▸ **Supplied data**
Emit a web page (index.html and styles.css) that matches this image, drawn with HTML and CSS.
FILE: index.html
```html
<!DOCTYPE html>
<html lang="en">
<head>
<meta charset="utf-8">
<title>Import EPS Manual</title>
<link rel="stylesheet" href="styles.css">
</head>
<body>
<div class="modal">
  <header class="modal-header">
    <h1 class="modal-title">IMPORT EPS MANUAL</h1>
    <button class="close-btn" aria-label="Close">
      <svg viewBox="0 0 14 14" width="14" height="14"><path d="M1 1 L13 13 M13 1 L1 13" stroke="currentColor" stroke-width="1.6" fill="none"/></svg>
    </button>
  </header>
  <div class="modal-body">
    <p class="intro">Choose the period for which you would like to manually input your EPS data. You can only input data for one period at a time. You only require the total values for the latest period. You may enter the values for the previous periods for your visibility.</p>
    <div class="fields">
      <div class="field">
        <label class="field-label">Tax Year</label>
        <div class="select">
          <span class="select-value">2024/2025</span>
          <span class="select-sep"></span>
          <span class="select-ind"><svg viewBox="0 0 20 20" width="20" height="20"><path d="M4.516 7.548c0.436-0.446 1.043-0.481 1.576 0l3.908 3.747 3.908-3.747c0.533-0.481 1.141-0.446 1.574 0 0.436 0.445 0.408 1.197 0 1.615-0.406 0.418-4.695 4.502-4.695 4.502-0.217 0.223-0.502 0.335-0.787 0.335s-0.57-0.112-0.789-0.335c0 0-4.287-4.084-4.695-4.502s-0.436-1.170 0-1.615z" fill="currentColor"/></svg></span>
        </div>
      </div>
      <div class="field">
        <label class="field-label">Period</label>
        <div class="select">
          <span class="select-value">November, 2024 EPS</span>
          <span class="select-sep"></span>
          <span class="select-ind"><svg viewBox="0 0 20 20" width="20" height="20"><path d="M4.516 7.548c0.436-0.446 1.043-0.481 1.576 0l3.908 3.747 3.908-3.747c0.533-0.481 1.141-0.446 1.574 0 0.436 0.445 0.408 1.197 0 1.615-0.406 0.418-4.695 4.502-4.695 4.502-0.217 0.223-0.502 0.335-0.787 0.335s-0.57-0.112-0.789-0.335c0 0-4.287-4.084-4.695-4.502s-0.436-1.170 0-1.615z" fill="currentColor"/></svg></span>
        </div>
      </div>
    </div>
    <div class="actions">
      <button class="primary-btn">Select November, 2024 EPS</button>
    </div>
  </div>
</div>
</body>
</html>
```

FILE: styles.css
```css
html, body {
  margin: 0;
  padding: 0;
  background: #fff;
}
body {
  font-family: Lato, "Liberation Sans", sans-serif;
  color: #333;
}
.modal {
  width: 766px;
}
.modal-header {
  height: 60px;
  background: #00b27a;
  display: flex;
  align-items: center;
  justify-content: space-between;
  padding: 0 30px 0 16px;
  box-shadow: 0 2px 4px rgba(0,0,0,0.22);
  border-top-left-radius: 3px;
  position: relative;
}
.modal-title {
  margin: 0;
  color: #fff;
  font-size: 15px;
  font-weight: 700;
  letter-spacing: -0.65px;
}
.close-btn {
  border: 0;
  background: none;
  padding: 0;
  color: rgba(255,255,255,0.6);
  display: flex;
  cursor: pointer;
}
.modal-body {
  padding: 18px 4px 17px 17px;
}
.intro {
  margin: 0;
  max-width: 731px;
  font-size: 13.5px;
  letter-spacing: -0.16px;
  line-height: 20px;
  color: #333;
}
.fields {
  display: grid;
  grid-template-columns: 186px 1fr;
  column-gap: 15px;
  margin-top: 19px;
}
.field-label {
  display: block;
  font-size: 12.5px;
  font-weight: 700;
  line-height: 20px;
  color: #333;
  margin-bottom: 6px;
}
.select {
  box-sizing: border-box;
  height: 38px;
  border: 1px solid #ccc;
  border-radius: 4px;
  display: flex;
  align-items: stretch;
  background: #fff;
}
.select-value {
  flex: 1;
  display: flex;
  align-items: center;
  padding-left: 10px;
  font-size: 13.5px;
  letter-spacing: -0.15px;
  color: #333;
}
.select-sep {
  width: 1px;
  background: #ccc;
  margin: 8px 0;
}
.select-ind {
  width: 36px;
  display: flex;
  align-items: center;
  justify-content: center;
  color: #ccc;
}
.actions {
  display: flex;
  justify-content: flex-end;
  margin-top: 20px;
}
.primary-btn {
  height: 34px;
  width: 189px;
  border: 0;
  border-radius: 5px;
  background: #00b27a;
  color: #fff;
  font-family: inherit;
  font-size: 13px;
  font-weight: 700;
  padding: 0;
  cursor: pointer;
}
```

▸ **Task to carry out**
Each line above must be reproduced exactly as it stands.

▸ **Written answer**
Emit a web page (index.html and styles.css) that matches this image, drawn with HTML and CSS.
FILE: index.html
```html
<!DOCTYPE html>
<html lang="en">
<head>
<meta charset="utf-8">
<title>Import EPS Manual</title>
<link rel="stylesheet" href="styles.css">
</head>
<body>
<div class="modal">
  <header class="modal-header">
    <h1 class="modal-title">IMPORT EPS MANUAL</h1>
    <button class="close-btn" aria-label="Close">
      <svg viewBox="0 0 14 14" width="14" height="14"><path d="M1 1 L13 13 M13 1 L1 13" stroke="currentColor" stroke-width="1.6" fill="none"/></svg>
    </button>
  </header>
  <div class="modal-body">
    <p class="intro">Choose the period for which you would like to manually input your EPS data. You can only input data for one period at a time. You only require the total values for the latest period. You may enter the values for the previous periods for your visibility.</p>
    <div class="fields">
      <div class="field">
        <label class="field-label">Tax Year</label>
        <div class="select">
          <span class="select-value">2024/2025</span>
          <span class="select-sep"></span>
          <span class="select-ind"><svg viewBox="0 0 20 20" width="20" height="20"><path d="M4.516 7.548c0.436-0.446 1.043-0.481 1.576 0l3.908 3.747 3.908-3.747c0.533-0.481 1.141-0.446 1.574 0 0.436 0.445 0.408 1.197 0 1.615-0.406 0.418-4.695 4.502-4.695 4.502-0.217 0.223-0.502 0.335-0.787 0.335s-0.57-0.112-0.789-0.335c0 0-4.287-4.084-4.695-4.502s-0.436-1.170 0-1.615z" fill="currentColor"/></svg></span>
        </div>
      </div>
      <div class="field">
        <label class="field-label">Period</label>
        <div class="select">
          <span class="select-value">November, 2024 EPS</span>
          <span class="select-sep"></span>
          <span class="select-ind"><svg viewBox="0 0 20 20" width="20" height="20"><path d="M4.516 7.548c0.436-0.446 1.043-0.481 1.576 0l3.908 3.747 3.908-3.747c0.533-0.481 1.141-0.446 1.574 0 0.436 0.445 0.408 1.197 0 1.615-0.406 0.418-4.695 4.502-4.695 4.502-0.217 0.223-0.502 0.335-0.787 0.335s-0.57-0.112-0.789-0.335c0 0-4.287-4.084-4.695-4.502s-0.436-1.170 0-1.615z" fill="currentColor"/></svg></span>
        </div>
      </div>
    </div>
    <div class="actions">
      <button class="primary-btn">Select November, 2024 EPS</button>
    </div>
  </div>
</div>
</body>
</html>
```

FILE: styles.css
```css
html, body {
  margin: 0;
  padding: 0;
  background: #fff;
}
body {
  font-family: Lato, "Liberation Sans", sans-serif;
  color: #333;
}
.modal {
  width: 766px;
}
.modal-header {
  height: 60px;
  background: #00b27a;
  display: flex;
  align-items: center;
  justify-content: space-between;
  padding: 0 30px 0 16px;
  box-shadow: 0 2px 4px rgba(0,0,0,0.22);
  border-top-left-radius: 3px;
  position: relative;
}
.modal-title {
  margin: 0;
  color: #fff;
  font-size: 15px;
  font-weight: 700;
  letter-spacing: -0.65px;
}
.close-btn {
  border: 0;
  background: none;
  padding: 0;
  color: rgba(255,255,255,0.6);
  display: flex;
  cursor: pointer;
}
.modal-body {
  padding: 18px 4px 17px 17px;
}
.intro {
  margin: 0;
  max-width: 731px;
  font-size: 13.5px;
  letter-spacing: -0.16px;
  line-height: 20px;
  color: #333;
}
.fields {
  display: grid;
  grid-template-columns: 186px 1fr;
  column-gap: 15px;
  margin-top: 19px;
}
.field-label {
  display: block;
  font-size: 12.5px;
  font-weight: 700;
  line-height: 20px;
  color: #333;
  margin-bottom: 6px;
}
.select {
  box-sizing: border-box;
  height: 38px;
  border: 1px solid #ccc;
  border-radius: 4px;
  display: flex;
  align-items: stretch;
  background: #fff;
}
.select-value {
  flex: 1;
  display: flex;
  align-items: center;
  padding-left: 10px;
  font-size: 13.5px;
  letter-spacing: -0.15px;
  color: #333;
}
.select-sep {
  width: 1px;
  background: #ccc;
  margin: 8px 0;
}
.select-ind {
  width: 36px;
  display: flex;
  align-items: center;
  justify-content: center;
  color: #ccc;
}
.actions {
  display: flex;
  justify-content: flex-end;
  margin-top: 20px;
}
.primary-btn {
  height: 34px;
  width: 189px;
  border: 0;
  border-radius: 5px;
  background: #00b27a;
  color: #fff;
  font-family: inherit;
  font-size: 13px;
  font-weight: 700;
  padding: 0;
  cursor: pointer;
}
```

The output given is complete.